Poplar plots in Italy were given high doses of carbon dioxide.
A large part of carbon fixed by trees goes to the roots, the fine roots, and then symbiotic fungy that colonise the root tips of most tree species.
'Carbon is then transferred to the soil where it is metabolised by soil biota. Most of it comes back to the atmosphere very quickly,' explains Lukac. 'Sometimes it only takes three-to-four days for molecules of carbon dioxide taken up from the air by tree leaves to return to the atmosphere through the soil'.
This discovery was made using Free Air Carbon dioxide Enrichment, or FACE experiments at specially designed forest plantations.
During each of the experiments, the researchers continuously pumped CO2 upwind from circular plots in the forest, tens of metres in diameter, to maintain an artificially high CO2 environment for the trees.

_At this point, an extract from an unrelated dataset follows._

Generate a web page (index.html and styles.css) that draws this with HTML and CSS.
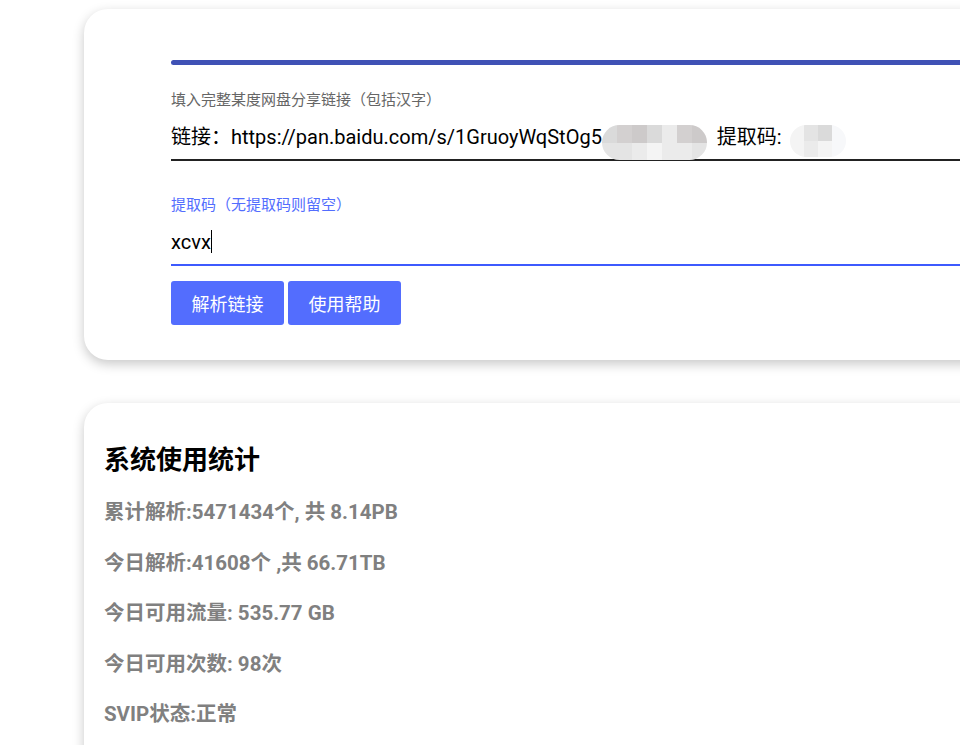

This method allowed researchers to monitor the forest's response to a high CO2 atmosphere while maintaining the natural ecosystem.

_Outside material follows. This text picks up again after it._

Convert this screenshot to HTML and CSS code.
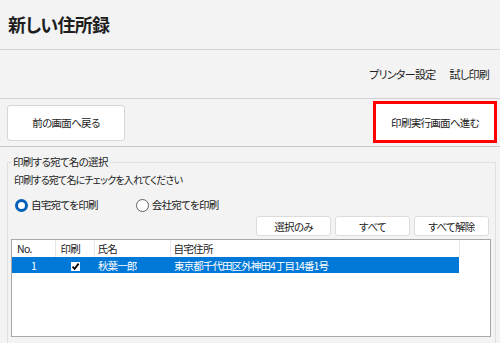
FILE: index.html
```html
<!DOCTYPE html>
<html>
   <head>
      <title>新しい住所録</title>
      <meta charset="utf-8">
      <link rel="stylesheet" href="styles.css">
   </head>
   <body>
      <header class="titlebar">
         <h1>新しい住所録</h1>
      </header>
      <div class="toolbar">
         <span class="link">プリンター設定</span>
         <span class="link">試し印刷</span>
      </div>
      <div class="actions">
         <button class="btn big">前の画面へ戻る</button>
         <div class="highlight">
            <button class="btn big">印刷実行画面へ進む</button>
         </div>
      </div>
      <fieldset class="group">
         <legend>印刷する宛て名の選択</legend>
         <div class="hint">印刷する宛て名にチェックを入れてください</div>
         <div class="radios">
            <label class="radio"><span class="dot checked"></span>自宅宛てを印刷</label>
            <label class="radio"><span class="dot"></span>会社宛てを印刷</label>
         </div>
         <div class="tools">
            <button class="btn small">選択のみ</button>
            <button class="btn small">すべて</button>
            <button class="btn small">すべて解除</button>
         </div>
         <div class="list">
            <table>
               <colgroup>
                  <col style="width:43px">
                  <col style="width:39px">
                  <col style="width:76px">
                  <col style="width:289px">
                  <col>
               </colgroup>
               <thead>
                  <tr>
                     <th>No.</th>
                     <th>印刷</th>
                     <th class="tight">氏名</th>
                     <th class="tight">自宅住所</th>
                     <th class="filler"></th>
                  </tr>
               </thead>
               <tbody>
                  <tr class="selected">
                     <td class="num">1</td>
                     <td class="check"><span class="box">
                        <svg width="9" height="9" viewBox="0 0 9 9"><path d="M1.5 4.6 L3.6 6.8 L7.6 1.6" fill="none" stroke="#000" stroke-width="1.8"></path></svg>
                     </span></td>
                     <td>秋葉一郎</td>
                     <td>東京都千代田区外神田4丁目14番1号</td>
                     <td class="filler"></td>
                  </tr>
               </tbody>
            </table>
         </div>
      </fieldset>
   </body>
</html>
```

FILE: styles.css
```css
*{
    box-sizing: border-box;
    font-family: "Noto Sans CJK JP", sans-serif;
    font-feature-settings: "palt";
}
body{
    margin: 0;
    background: #f3f3f3;
    color: #222;
    font-size: 10.5px;
    letter-spacing: -0.7px;
    overflow: hidden;
}
.titlebar{
    height: 50px;
    display: flex;
    align-items: center;
    padding-left: 8px;
    border-bottom: 1px solid #d4d4d4;
}
h1{
    margin: 0 0 1px 0;
    font-size: 18px;
    font-weight: 700;
    letter-spacing: -0.7px;
    color: #1e1e1e;
}
.toolbar{
    height: 49px;
    display: flex;
    align-items: center;
    justify-content: flex-end;
    gap: 14px;
    padding-right: 11px;
    border-bottom: 1px solid #d0d0d0;
}
.link{
    font-size: 11px;
}
.actions{
    height: 48px;
    display: flex;
    align-items: center;
    justify-content: space-between;
    padding: 0 3px 0 7px;
    border-bottom: 1px solid #c8c8c8;
}
.btn{
    background: #fff;
    border: 1px solid #d6d6d6;
    border-radius: 3px;
    color: #222;
    font-size: 10.5px;
    letter-spacing: -0.7px;
    padding: 0;
    cursor: pointer;
}
.btn.big{
    width: 118px;
    height: 36px;
}
.highlight{
    border: 3px solid #ff0000;
    margin-top: -1px;
}
.highlight .btn{
    border-color: #fff;
    border-radius: 0;
}
.group{
    margin: 7px 4px 0 7px;
    padding: 0 4px 0 3px;
    border: 1px solid #e0e0e0;
    border-bottom: 0;
    min-height: 200px;
}
legend{
    padding: 0 2px;
    margin-left: 0;
    line-height: 16px;
    font-size: 10.5px;
}
.hint{
    padding-left: 3px;
    line-height: 16px;
    margin-top: 2px;
    font-size: 10px;
    letter-spacing: -0.8px;
}
.radios{
    display: flex;
    gap: 38px;
    margin-top: 9px;
    padding-left: 4px;
}
.radio{
    display: flex;
    align-items: center;
    gap: 3px;
    line-height: 16px;
    font-size: 10.5px;
}
.dot{
    width: 13px;
    height: 13px;
    border-radius: 50%;
    border: 1px solid #5f5f5f;
    background: #fff;
}
.dot.checked{
    border: 3.5px solid #005fb8;
}
.tools{
    display: flex;
    justify-content: flex-end;
    gap: 4px;
    margin-top: 3px;
    padding-right: 2px;
}
.btn.small{
    width: 75px;
    height: 20px;
    border-color: #dcdcdc;
}
.list{
    margin-top: 3px;
    height: 98px;
    background: #fff;
    border: 1px solid #a8a8a8;
}
table{
    width: 100%;
    table-layout: fixed;
    border-collapse: collapse;
}
th{
    font-weight: 400;
    text-align: left;
    height: 17px;
    padding: 0 0 0 5px;
    font-size: 10.5px;
    border-right: 1px solid #e8e8e8;
}
th.tight{
    padding-left: 3px;
}
th.filler{
    border-right: 0;
}
td{
    height: 16px;
    padding: 0 0 0 4px;
    font-size: 10.5px;
    letter-spacing: -0.9px;
    white-space: nowrap;
}
tr.selected td{
    background: #0078d7;
    color: #fff;
}
tr.selected td.filler{
    background: #fff;
}
td.num{
    text-align: center;
    padding: 0;
}
td.check{
    text-align: center;
    padding: 0 0 0 2px;
}
.box{
    display: inline-block;
    width: 9px;
    height: 9px;
    background: #fff;
    vertical-align: middle;
    line-height: 0;
}
```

Carbon dioxide in these tanks is released to shroud the forest plots.
The researchers concentrated on three sites in the United States - Wisconsin, Tennessee and North Carolina - and one site located in Viterbo, in the Lazio region of central Italy. The Italian site, entitled EuroFACE, used fast growing species of poplar, normally grown in the Po River region in northern Italy. These needed constant irrigation to survive in the hot climate.
The local climatic conditions also affected the working hours of the EuroFACE scientists.
'Because we did the experiments mostly in the summer, we had to get used to working early in the morning and late in the evening, it was so hot in the day we couldn't really do anything,' recalls Lukac.
Each of the US sites also had its own distinctive character, using trees of different species and age and soils of different type and texture to those at the EuroFACE site. Despite these differences, the researchers always found the same result - enhanced carbon turnover in a forest growing in high CO2 atmosphere.
The question of how much extra carbon will be stored by temperate forest soils in a future high CO2 world remains a tricky one. The duration of these experiments is short relative to a lifecycle of around 100 years for a temperate forest, and the response of forest soils over such a long period remains best guess. These results are further complicated by other environmental factors such as changes in temperature and moisture in the soil.
Future work aims to extend the climatic range of the results by exploring the response of tropical or boreal forests to changes in atmospheric CO2.